He recalls placing the president's body in the hearse and then setting up a rear seat so that Jacqueline Kennedy could sit near her husband for the ride to the airport. He recalls that Secret Service took over from there. He remembers that it took him several hours to find the hearse once they'd parked it at the airport and left for D.C.
The hearse was also the first 1964 model built by the Miller-Meteor Company of Ohio and sports body number 64001. It had been the show car at the National Funeral Directors Association convention in 1963 as Cadillac showed its latest to the industry. Vernon O'Neal, then owner of the funeral home, had purchased it from the show in October.
The car's authenticity as the hearse that carried JFK has been endorsed by several convincing sources, including the Professional Car Society's membership. Last year, PCS debunked claims that an ambulance being auctioned had carried JFK from Air Force One to Bethesda Naval Hospital in Maryland. That ambulance had actually been crushed in 1986 in a Boston junkyard and had been photographed for the John F. Kennedy Presidential Library and Museum before the fact.

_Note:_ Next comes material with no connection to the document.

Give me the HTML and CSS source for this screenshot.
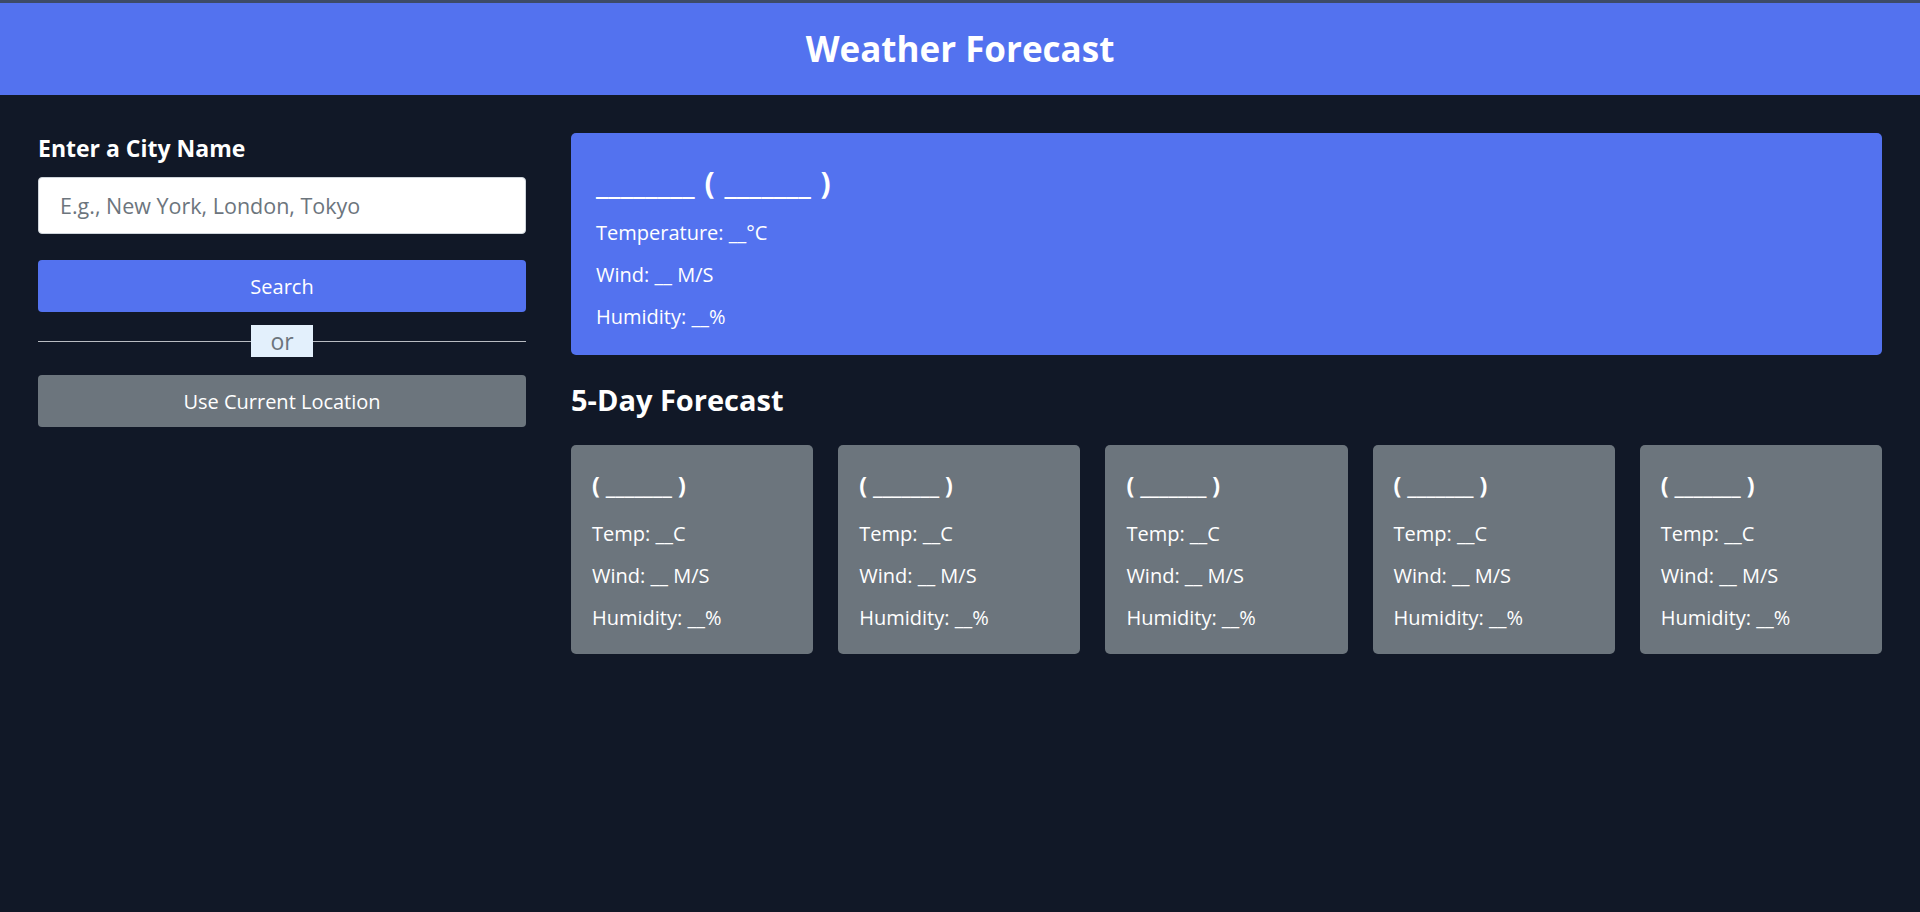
FILE: index.html
```html
<!DOCTYPE html>
<html lang="en">
<head>
<meta charset="utf-8">
<title>Weather Forecast</title>
<link rel="stylesheet" href="styles.css">
</head>
<body>
<header class="topbar">
  <h1 class="title">Weather Forecast</h1>
</header>
<main class="layout">
  <section class="sidebar">
    <label class="label" for="city">Enter a City Name</label>
    <input id="city" class="city-input" type="text" placeholder="E.g., New York, London, Tokyo">
    <button class="btn btn-primary" type="button">Search</button>
    <div class="divider"><span class="divider-text">or</span></div>
    <button class="btn btn-secondary" type="button">Use Current Location</button>
  </section>
  <section class="content">
    <div class="current">
      <h2 class="current-title">________ ( _______ )</h2>
      <p class="line">Temperature: __°C</p>
      <p class="line">Wind: __ M/S</p>
      <p class="line">Humidity: __%</p>
    </div>
    <h2 class="section-title">5-Day Forecast</h2>
    <ul class="cards">
      <li class="card"><h3 class="card-title">( _______ )</h3><p class="line">Temp: __C</p><p class="line">Wind: __ M/S</p><p class="line">Humidity: __%</p></li>
      <li class="card"><h3 class="card-title">( _______ )</h3><p class="line">Temp: __C</p><p class="line">Wind: __ M/S</p><p class="line">Humidity: __%</p></li>
      <li class="card"><h3 class="card-title">( _______ )</h3><p class="line">Temp: __C</p><p class="line">Wind: __ M/S</p><p class="line">Humidity: __%</p></li>
      <li class="card"><h3 class="card-title">( _______ )</h3><p class="line">Temp: __C</p><p class="line">Wind: __ M/S</p><p class="line">Humidity: __%</p></li>
      <li class="card"><h3 class="card-title">( _______ )</h3><p class="line">Temp: __C</p><p class="line">Wind: __ M/S</p><p class="line">Humidity: __%</p></li>
    </ul>
  </section>
</main>
</body>
</html>
```

FILE: styles.css
```css
* { box-sizing: border-box; }
html, body { margin: 0; padding: 0; }
body {
  background: #111827;
  color: #ffffff;
  font-family: "Open Sans", "Noto Sans", sans-serif;
  min-height: 912px;
  border-top: 3px solid #3d4b68;
}
.topbar {
  background: #5372ef;
  height: 92px;
  display: flex;
  align-items: center;
  justify-content: center;
}
.title {
  margin: 0;
  font-size: 35px;
  font-weight: 700;
  line-height: 1.2;
}
.layout {
  display: grid;
  grid-template-columns: 488px 1fr;
  column-gap: 45px;
  padding: 38px 38px 0 38px;
  align-items: start;
}
.sidebar {
  display: flex;
  flex-direction: column;
}
.label {
  font-size: 23px;
  font-weight: 700;
  line-height: 30px;
  margin-bottom: 14px;
}
.city-input {
  height: 57px;
  border: 1px solid #ced4da;
  border-radius: 4px;
  padding: 0 21px;
  font-family: inherit;
  font-size: 21.5px;
  color: #495057;
  background: #fff;
}
.city-input::placeholder { color: #6c757d; }
.btn {
  height: 52px;
  border: none;
  border-radius: 4px;
  color: #fff;
  font-family: inherit;
  font-size: 20px;
}
.btn-primary { background: #5372ef; margin-top: 26px; }
.btn-secondary { background: #6c757d; margin-top: 18px; }
.divider {
  margin-top: 13px;
  height: 32px;
  display: flex;
  align-items: center;
  justify-content: center;
  background: linear-gradient(#b9bcc2, #b9bcc2) left 50% / 100% 1px no-repeat;
}
.divider-text {
  background: #e3f0fc;
  color: #6c757d;
  width: 62px;
  height: 32px;
  display: flex;
  align-items: center;
  justify-content: center;
  font-size: 23px;
  line-height: 1;
}
.current {
  background: #5372ef;
  border-radius: 5px;
  padding: 32px 25px 23px;
}
.current-title {
  margin: 0 0 17px;
  font-size: 30px;
  font-weight: 700;
  line-height: 1.2;
  word-spacing: 2px;
}
.line {
  margin: 0 0 12px;
  font-size: 20px;
  line-height: 30px;
}
.line:last-child { margin-bottom: 0; }
.section-title {
  margin: 28px 0 27px;
  font-size: 29px;
  font-weight: 700;
  line-height: 1.2;
}
.cards {
  list-style: none;
  margin: 0;
  padding: 0;
  display: grid;
  grid-template-columns: repeat(5, 1fr);
  gap: 25px;
}
.card {
  background: #6c757d;
  border-radius: 5px;
  padding: 27.5px 21px 21px;
}
.card-title {
  margin: 0 0 19px;
  font-size: 23px;
  font-weight: 700;
  line-height: 1.2;
}
```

The hearse, for its part, was in the O'Neill funeral fleet for several years until the home went out of business in the late 1960s. It was then purchased by the Thomae Funeral Home's owner in San Benito, Texas. Henry Thomae, Sr. kept the car until his passing in 2000. It was then sold to Ardeen Vaughan, who owns funeral homes and a hearse dealership in Texas.
Vaughan restored the car and put it up for auction in 2007 with a $1 million reserve. The highest offer was $900,000, so he refused to sell. In 2009, it went up for auction again, but the best offer was only $165,000. Somewhere in the short time frame between 2009 and today, the hearse again changed hands and is not owned by a private party who's hoping to sell it through the Barrett-Jackson firm. The car was recently on eBay for $1.5 million, but did not sell.
At this weekend's auction, there will be no reserve, so the highest bidder will win the car and a huge piece (literally and figuratively) of American history.